Directions ▸
Reproduce the full listing below unchanged, apart from the pictures.

Provided material ▸
***
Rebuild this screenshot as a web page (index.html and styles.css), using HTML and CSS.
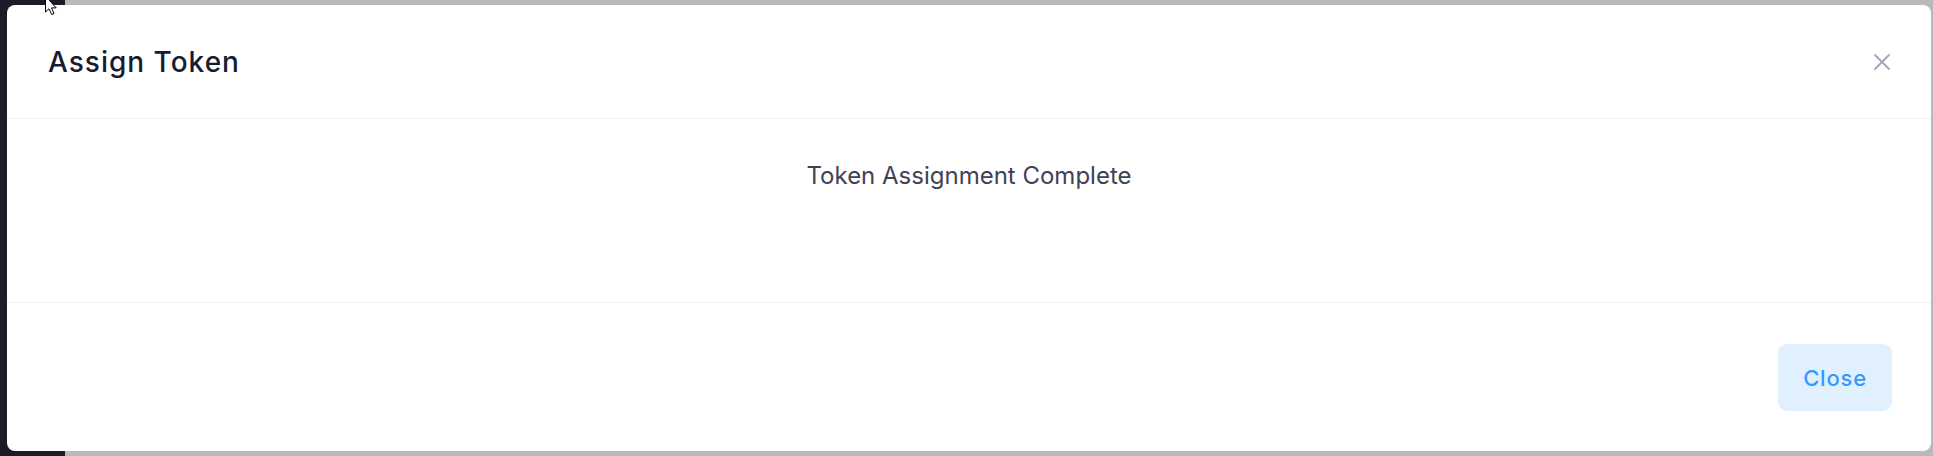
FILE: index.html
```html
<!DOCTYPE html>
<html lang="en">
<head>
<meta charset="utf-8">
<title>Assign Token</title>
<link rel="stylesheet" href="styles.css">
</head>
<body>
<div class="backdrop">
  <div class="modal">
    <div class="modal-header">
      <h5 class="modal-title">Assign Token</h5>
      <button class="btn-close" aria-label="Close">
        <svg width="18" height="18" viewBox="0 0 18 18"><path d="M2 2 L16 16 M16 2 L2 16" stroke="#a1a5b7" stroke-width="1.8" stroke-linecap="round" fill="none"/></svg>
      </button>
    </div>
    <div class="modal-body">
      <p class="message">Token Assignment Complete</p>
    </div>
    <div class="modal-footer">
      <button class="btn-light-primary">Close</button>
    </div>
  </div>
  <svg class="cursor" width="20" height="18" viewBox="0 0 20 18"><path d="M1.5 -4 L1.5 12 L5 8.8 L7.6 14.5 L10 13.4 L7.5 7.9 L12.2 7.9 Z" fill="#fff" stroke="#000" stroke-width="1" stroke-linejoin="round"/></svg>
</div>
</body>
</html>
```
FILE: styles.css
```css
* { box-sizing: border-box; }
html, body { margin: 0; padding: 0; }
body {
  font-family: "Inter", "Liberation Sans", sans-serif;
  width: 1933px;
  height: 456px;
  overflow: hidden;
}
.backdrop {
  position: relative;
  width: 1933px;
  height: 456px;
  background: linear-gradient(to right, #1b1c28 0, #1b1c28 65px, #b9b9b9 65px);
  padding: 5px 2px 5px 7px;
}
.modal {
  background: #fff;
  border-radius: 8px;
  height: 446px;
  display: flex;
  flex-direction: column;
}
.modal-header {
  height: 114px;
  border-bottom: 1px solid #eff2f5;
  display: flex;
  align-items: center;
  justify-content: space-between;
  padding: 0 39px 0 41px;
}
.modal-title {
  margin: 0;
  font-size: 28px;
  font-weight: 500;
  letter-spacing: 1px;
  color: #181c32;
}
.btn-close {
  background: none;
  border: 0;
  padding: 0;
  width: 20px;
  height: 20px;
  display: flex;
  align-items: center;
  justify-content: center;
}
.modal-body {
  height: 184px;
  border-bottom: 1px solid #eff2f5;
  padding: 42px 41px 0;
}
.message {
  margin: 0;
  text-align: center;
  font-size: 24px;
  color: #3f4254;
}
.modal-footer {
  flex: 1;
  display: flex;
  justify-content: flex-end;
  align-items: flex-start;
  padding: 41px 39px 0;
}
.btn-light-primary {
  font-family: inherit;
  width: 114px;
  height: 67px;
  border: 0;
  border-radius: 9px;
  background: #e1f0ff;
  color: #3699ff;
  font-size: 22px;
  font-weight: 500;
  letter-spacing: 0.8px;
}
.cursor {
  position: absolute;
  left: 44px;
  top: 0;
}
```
***
Full answer ▸
Rebuild this screenshot as a web page (index.html and styles.css), using HTML and CSS.
FILE: index.html
```html
<!DOCTYPE html>
<html lang="en">
<head>
<meta charset="utf-8">
<title>Assign Token</title>
<link rel="stylesheet" href="styles.css">
</head>
<body>
<div class="backdrop">
  <div class="modal">
    <div class="modal-header">
      <h5 class="modal-title">Assign Token</h5>
      <button class="btn-close" aria-label="Close">
        <svg width="18" height="18" viewBox="0 0 18 18"><path d="M2 2 L16 16 M16 2 L2 16" stroke="#a1a5b7" stroke-width="1.8" stroke-linecap="round" fill="none"/></svg>
      </button>
    </div>
    <div class="modal-body">
      <p class="message">Token Assignment Complete</p>
    </div>
    <div class="modal-footer">
      <button class="btn-light-primary">Close</button>
    </div>
  </div>
  <svg class="cursor" width="20" height="18" viewBox="0 0 20 18"><path d="M1.5 -4 L1.5 12 L5 8.8 L7.6 14.5 L10 13.4 L7.5 7.9 L12.2 7.9 Z" fill="#fff" stroke="#000" stroke-width="1" stroke-linejoin="round"/></svg>
</div>
</body>
</html>
```
FILE: styles.css
```css
* { box-sizing: border-box; }
html, body { margin: 0; padding: 0; }
body {
  font-family: "Inter", "Liberation Sans", sans-serif;
  width: 1933px;
  height: 456px;
  overflow: hidden;
}
.backdrop {
  position: relative;
  width: 1933px;
  height: 456px;
  background: linear-gradient(to right, #1b1c28 0, #1b1c28 65px, #b9b9b9 65px);
  padding: 5px 2px 5px 7px;
}
.modal {
  background: #fff;
  border-radius: 8px;
  height: 446px;
  display: flex;
  flex-direction: column;
}
.modal-header {
  height: 114px;
  border-bottom: 1px solid #eff2f5;
  display: flex;
  align-items: center;
  justify-content: space-between;
  padding: 0 39px 0 41px;
}
.modal-title {
  margin: 0;
  font-size: 28px;
  font-weight: 500;
  letter-spacing: 1px;
  color: #181c32;
}
.btn-close {
  background: none;
  border: 0;
  padding: 0;
  width: 20px;
  height: 20px;
  display: flex;
  align-items: center;
  justify-content: center;
}
.modal-body {
  height: 184px;
  border-bottom: 1px solid #eff2f5;
  padding: 42px 41px 0;
}
.message {
  margin: 0;
  text-align: center;
  font-size: 24px;
  color: #3f4254;
}
.modal-footer {
  flex: 1;
  display: flex;
  justify-content: flex-end;
  align-items: flex-start;
  padding: 41px 39px 0;
}
.btn-light-primary {
  font-family: inherit;
  width: 114px;
  height: 67px;
  border: 0;
  border-radius: 9px;
  background: #e1f0ff;
  color: #3699ff;
  font-size: 22px;
  font-weight: 500;
  letter-spacing: 0.8px;
}
.cursor {
  position: absolute;
  left: 44px;
  top: 0;
}
```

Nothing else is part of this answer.